Another example where WS standards and technologies are quietly taking root is in the area of identity management.   Both the major identity management stacks (WS-Trust / WS-Federation and Liberty) depend on Web services technologies, and there is no credible "pure Web" alternative. The "identity metasystem" supported by  Windows Cardspace and several other vendors and open source projects that to some extent bridges these stacks is getting real adoption, inching WS-* up toward the "plateau of productivity."

Perhaps we are seeing a repetition of the pattern that made XML ubiquitous.  It was originally conceived as "SGML for the Web", but that vision has never materialized -- non-wellformed HTM, Javascript,  and proprietary formats such as PDF and Flash predominate on the Web itself. XML has become pervasive as a convenient format for less glamorous tasks, such as configuration files, summaries of site contents (RSS and Atom), and lists of lists (OPML).  Likewise, at the peak of the hype cycle the web services technologies were promoted as part of a grand vision.  The post-Vista world may not look exactly like the 2001-vintage Longhorn vision, but WS technologies are doing the unglamorous work for which they were actually designed. 

In short, from what I have learned recently, the trajectory of WS-* isn't pointing toward oblivion, it looks headed toward the same sort of pragmatic ubiquity that XML has achieved.  That's not to say all is rosy; there is lots of confusion and dissension, again just like there was in the early days of the Web and XML.   Likewise, "ubiquity" doesn't mean that the WS technologies are the best or the only option across the board,  but that it they are increasingly available as a very viable option when developers need protocol-neutrality, security, identity, management capability, etc.

Comments

  • Anonymous
    May 21, 2007
    PingBack from http://ident.ity.cc/2007/05/ws-and-the-hype-cycle/

  • Anonymous
    May 21, 2007
    Mike, you seem to be having a problem with causality. Just because WS-* has adhered to the pattern of the hype cycle so far, it doesn't mean it will reach the same conclusion. And, to paraphrase Senator Bensten: I've used XML, I know XML; XML is a friend of mine. Web Services, you're no XML.

  • Anonymous
    May 21, 2007
    I'm NOT arguing that just because WS-* has fallen down the hype cycle curve it is destined to come up ... I'm saying that it IS coming up, in parallel not opposition to REST, based on its real world use in parts of the infrastructure below the web, and in scenarios such as identity  where the native web technologies have no decent story. And XML is just as widely hated as WS-* is.  Probably more so, since its numerous complexities are in the face of more people ... but neither are going away anytime soon.

  • Anonymous
    May 21, 2007
    Mike Champion defends WS-*, using WS-Management as one example: On closer examination, WS-Management is widely used today in situations where the web-scale alternatives really don’t fit, such as deep within operating systems

  • Anonymous
    May 22, 2007
    Since you singled out WS-Management as an exemplar of WS-Goodness, I'll give the opposing view: How WS-Management showcases much of what's wrong with WS-*.

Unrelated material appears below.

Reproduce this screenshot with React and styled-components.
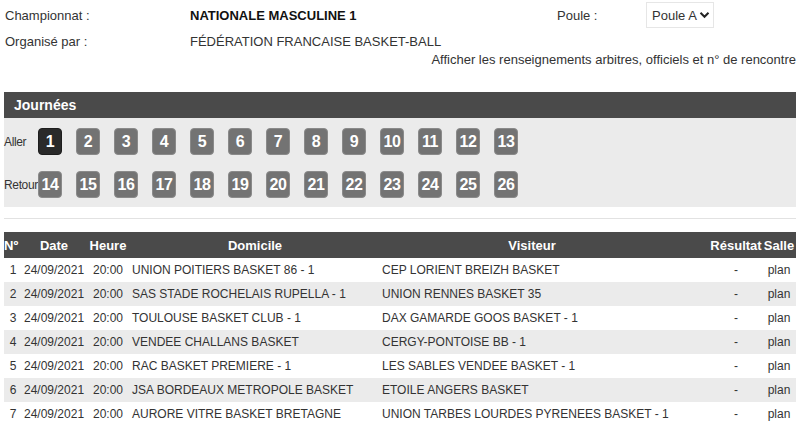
import React from 'react';
import styled, { createGlobalStyle } from 'styled-components';

const GlobalStyle = createGlobalStyle`
  html, body {
    margin: 0;
    padding: 0;
    background: #fff;
  }
  body {
    font-family: "Liberation Sans", Arial, sans-serif;
    color: #333;
    font-size: 13px;
  }
`;

const Page = styled.div`
  width: 800px;
  height: 431px;
  overflow: hidden;
  padding: 0 4px;
  box-sizing: border-box;
`;

const Info = styled.div`
  display: grid;
  grid-template-columns: 185px 367px 89px auto;
  align-items: center;
  padding-left: 1px;
`;

const Cell = styled.div`
  height: ${(p) => p.h || 26}px;
  display: flex;
  align-items: center;
  font-weight: ${(p) => (p.bold ? 'bold' : 'normal')};
  color: ${(p) => (p.bold ? '#111' : '#333')};
`;

const Select = styled.div`
  width: 68px;
  height: 26px;
  box-sizing: border-box;
  border: 1px solid #e6e6e6;
  display: flex;
  align-items: center;
  justify-content: space-between;
  padding: 0 3px 0 5px;
  color: #333;
  font-size: 13px;
`;

const Afficher = styled.div`
  text-align: right;
  height: 20px;
  line-height: 16px;
  color: #333;
`;

const Panel = styled.section`
  margin-top: 20px;
`;

const PanelHead = styled.div`
  background: #4a4a4a;
  color: #fff;
  font-weight: bold;
  font-size: 14px;
  height: 26px;
  display: flex;
  align-items: center;
  padding-left: 10px;
`;

const PanelBody = styled.div`
  background: #ebebeb;
  padding: 10px 0 9px;
  display: flex;
  flex-direction: column;
  gap: 16px;
`;

const DayRow = styled.div`
  display: flex;
  align-items: center;
`;

const DayLabel = styled.span`
  width: 34px;
  font-size: 12px;
  letter-spacing: -0.35px;
  color: #333;
  white-space: nowrap;
`;

const Days = styled.div`
  display: flex;
  gap: 14px;
`;

const Day = styled.button`
  width: 24px;
  height: 27px;
  border: 1px solid ${(p) => (p.active ? '#1e1e1e' : '#8a8a8a')};
  border-radius: 4px;
  background: ${(p) => (p.active ? '#2a2a2a' : '#737373')};
  color: #fff;
  font-family: "Liberation Sans", Arial, sans-serif;
  font-weight: bold;
  font-size: 16px;
  letter-spacing: -0.5px;
  padding: 0;
  display: flex;
  align-items: center;
  justify-content: center;
  cursor: pointer;
`;

const Rule = styled.hr`
  border: 0;
  border-top: 1px solid #e2e2e2;
  margin: 11px 0 13px;
`;

const Table = styled.table`
  width: 100%;
  border-collapse: collapse;
  table-layout: fixed;
  font-size: 12px;
`;

const Th = styled.th`
  background: #4a4a4a;
  color: #fff;
  font-size: 13px;
  font-weight: bold;
  height: 26px;
  padding: 0 ${(p) => p.pr || 0}px 0 ${(p) => p.pl || 0}px;
  text-align: ${(p) => p.align || 'center'};
  white-space: nowrap;
`;

const Tr = styled.tr`
  background: ${(p) => (p.even ? '#ebebeb' : '#fff')};
`;

const Td = styled.td`
  height: 24px;
  padding: 0 2px;
  text-align: ${(p) => p.align || 'left'};
  white-space: nowrap;
  overflow: hidden;
  color: #333;
`;

const Chevron = () => (
  <svg width="11" height="8" viewBox="0 0 11 8">
    <path d="M1.5 1.8 L5.5 5.8 L9.5 1.8" fill="none" stroke="#222" strokeWidth="2" />
  </svg>
);

const matches = [
  ['UNION POITIERS BASKET 86 - 1', 'CEP LORIENT BREIZH BASKET'],
  ['SAS STADE ROCHELAIS RUPELLA - 1', 'UNION RENNES BASKET 35'],
  ['TOULOUSE BASKET CLUB - 1', 'DAX GAMARDE GOOS BASKET - 1'],
  ['VENDEE CHALLANS BASKET', 'CERGY-PONTOISE BB - 1'],
  ['RAC BASKET PREMIERE - 1', 'LES SABLES VENDEE BASKET - 1'],
  ['JSA BORDEAUX METROPOLE BASKET', 'ETOILE ANGERS BASKET'],
  ['AURORE VITRE BASKET BRETAGNE', 'UNION TARBES LOURDES PYRENEES BASKET - 1'],
];

const aller = Array.from({ length: 13 }, (_, i) => i + 1);
const retour = Array.from({ length: 13 }, (_, i) => i + 14);

export default function App() {
  return (
    <Page>
      <GlobalStyle />
      <Info>
        <Cell h={30}>Championnat :</Cell>
        <Cell h={30} bold>NATIONALE MASCULINE 1</Cell>
        <Cell h={30}>Poule :</Cell>
        <Cell h={30}>
          <Select>
            Poule A <Chevron />
          </Select>
        </Cell>
        <Cell h={22}>Organisé par :</Cell>
        <Cell h={22}>FÉDÉRATION FRANCAISE BASKET-BALL</Cell>
        <Cell h={22} />
        <Cell h={22} />
      </Info>
      <Afficher>Afficher les renseignements arbitres, officiels et n° de rencontre</Afficher>

      <Panel>
        <PanelHead>Journées</PanelHead>
        <PanelBody>
          <DayRow>
            <DayLabel>Aller</DayLabel>
            <Days>
              {aller.map((n) => (
                <Day key={n} active={n === 1}>{n}</Day>
              ))}
            </Days>
          </DayRow>
          <DayRow>
            <DayLabel>Retour</DayLabel>
            <Days>
              {retour.map((n) => (
                <Day key={n}>{n}</Day>
              ))}
            </Days>
          </DayRow>
        </PanelBody>
      </Panel>

      <Rule />

      <Table>
        <colgroup>
          <col style={{ width: 18 }} />
          <col style={{ width: 64 }} />
          <col style={{ width: 44 }} />
          <col style={{ width: 250 }} />
          <col style={{ width: 330 }} />
          <col style={{ width: 52 }} />
          <col style={{ width: 34 }} />
        </colgroup>
        <thead>
          <tr>
            <Th align="left">Nº</Th>
            <Th>Date</Th>
            <Th>Heure</Th>
            <Th>Domicile</Th>
            <Th pr={26}>Visiteur</Th>
            <Th>Résultat</Th>
            <Th>Salle</Th>
          </tr>
        </thead>
        <tbody>
          {matches.map(([home, away], i) => (
            <Tr key={i} even={i % 2 === 1}>
              <Td align="center">{i + 1}</Td>
              <Td align="center">24/09/2021</Td>
              <Td align="center">20:00</Td>
              <Td>{home}</Td>
              <Td>{away}</Td>
              <Td align="center">-</Td>
              <Td align="center">plan</Td>
            </Tr>
          ))}
        </tbody>
      </Table>
    </Page>
  );
}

  1. Spec Wars: Should I be using WS-Management or WSDM?
  2. Shoddy specs: WS-Management went to 1.0 status, but is built on top of a number of specs that are far from stable: WS-Eventing, WS-Enumeration, WS-Transfer, WS-Policy, WS-Trust.
  3. Uncertain future: The WSDM & WS-Management folks are creating a new super-spec to merge the two: http://www-128.ibm.com/developerworks/webservices/library/specification/ws-roadmap/  Now who's gonna write to a spec that's soon to be obsolete?
  4. Positioning:  I'm sorry, but a device that can host WS-Management and all it's attendant baggage is too small to fit a simple HTTP server?  Does not compute.
  5. You've already highlighted the WS-Transfer silliness.
  6. Vapor: To the best of my knowledge none of the management products from IBM/Tivoli, CA, or HP use WS-Management. Don't get me wrong.  I'm not saying that the world couldn't use something better than SNMP.  I'm not even saying that WS-Management (or its successor) won't be used.  I am saying that WS-Management is hardly exemplary.
  • Anonymous
    May 22, 2007
    My point is simply that WS-Management, for all the "wrongness" you note, is exemplary of what is actually being implemented today, out of sight, underneath the "web" and in spite of all the arguments about the theoretical superiority of alternatives.

  • Anonymous
    May 22, 2007
    The comment has been removed

  • Anonymous
    June 05, 2007
    Em, seems to me ws-mgt is nothing but a bucket of vague spittle. It is not very deep or meaningful. The ws-aspects of it were not chosen on significant technical grounds, rather ws-* was chosen because the deciders thought that was the way the world was going. The deciders could have easily chosen something else, even something more restful.